Under PSD 2, incumbent banks will face yet another challenge as they risk becoming disintermediated from the payments business by an entirely new foe.

What they do care about is the here and now. Balancing cheque books is a lost art. Moving money from A to B without hassle is the expectation

“The new PSD 2 legislation really creates two different service propositions,” says Ms Oakes. “One is banking, with the three functions of lending, deposit taking and payments. The other is the new entrants who don’t necessarily want to offer lending or deposit taking. They just want to provide payment services. Consequently we will see different business models and different propositions.”

Banks are naturally risk averse and have been conservative in their use of customers’ personal data.
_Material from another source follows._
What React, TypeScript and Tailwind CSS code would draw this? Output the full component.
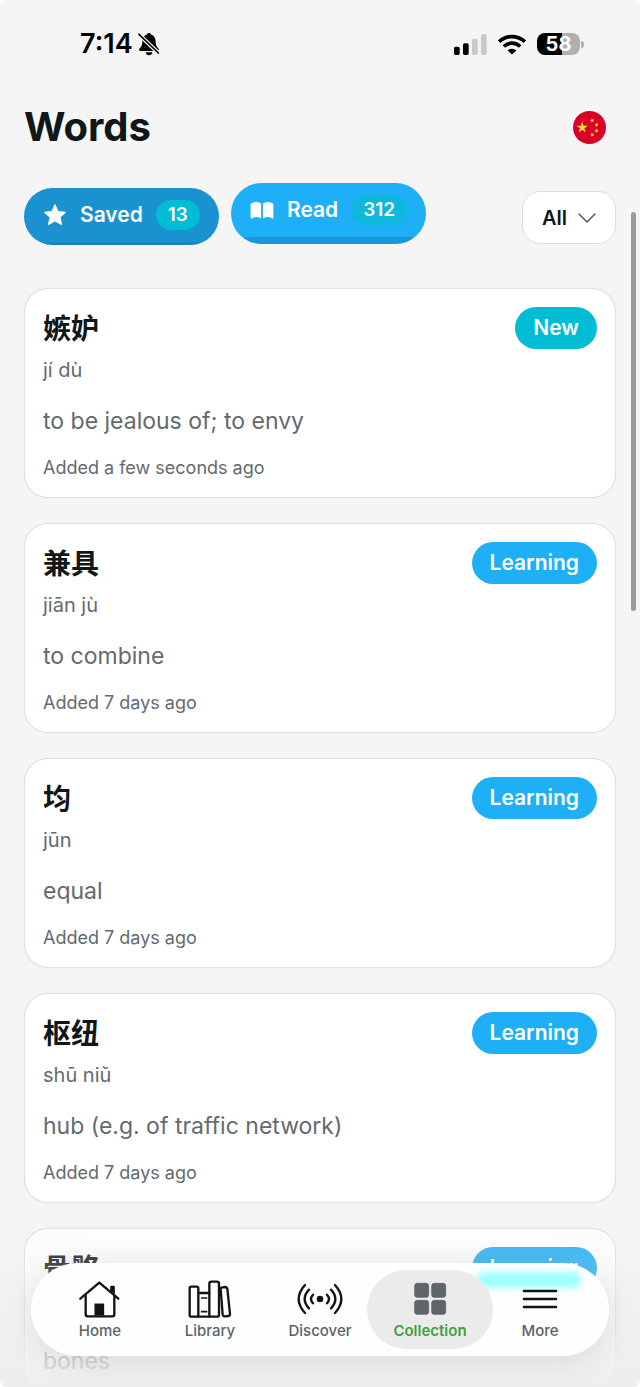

It has been used to try and sell customers products at particular points in their lives. A new set of tools being offered by startup firms shows far more imagination, but they must really excite customers if they are to take hold.

“Consumer banking customers want a service to work every time and for the money to move to and from as ordered,” says Thomas Collins, director at KPMG. “Consumers are not concerned about the mechanism that gets it there.”

What they do care about is the here and now. Balancing cheque books is a lost art. Moving money from A to B without hassle is the expectation. Banks and service providers that can use data to offer financial management tools to help the digital customer effectively move their cash optimally are increasingly useful and viable.

For example, personal financial management tools that categorise spending, so the customer can evaluate the cost of latte consumption, really offer opportunities to save some money. When customers start to see patterns of spending it gives them the capacity to budget, potentially saving as a result. That support can only be welcomed in the current climate. The Chartered Institute for Securities and Investments suggests that 18 to 30 year olds should be saving £800 a month to get a pension of £30,000, yet the Office for National Statistics tells us this is 35 per cent of an average annual £27,200 salary.

“They will allow you to create a savings pot within your actual bank account, so that if you wanted to save up to buy a car, you could see that chunk separately from the rest of your current account,” says Ms Oakes. “There are fantastic concepts around contingent payments. As society moves to an era where more individuals are self-employed or working freelance, the date on which transactions leave your account is more critical. It makes managing cash quite challenging.”

Startups will likewise have to keep their own operational challenges under wraps while maintaining simplicity of use

Services such as direct debit that offer a fixed-date payment are looking increasingly inflexible in an environment where the mechanisms need to match customer circumstances. For example, contingent payments can be set up so that a bank or payments provider makes a payment on the day that money is due in, but not before those funds arrive.

These are great ideas, says Mr Collins, but the capacity for them to gain traction will rely on critical mass and that can be difficult to build up. “We have seen some people who have moved accounts since the process became easier, but the numbers are very low,” he says. “The only drivers that really catalyse people have been financial incentives, but as new services are offered, we may see a profound change in behaviour and the use of the current account switching services.”

A chicken-and-egg situation could develop in the near future as excellent service propositions are limited by customers who are conservative in their adoption and banks that are conservative in their offering. “Banks, in particular, are too nervous about crossing the threshold of providing advice,” says Mr Collins.

Many services that have been under the covers of the retail banking environment, such as dispute management services from credit card companies or bank account provision, will have been taken for granted by customers. Startups will likewise have to manage their own operational challenges while maintaining simplicity of use, warns Ms Oakes.

“The more third parties there are involved in a transaction, the more difficult it is to figure out where your money is as a customer and who you need to contact in the event of a problem,” she says. “For challengers to succeed, they will have to grasp how complicated this is for themselves and for customers.”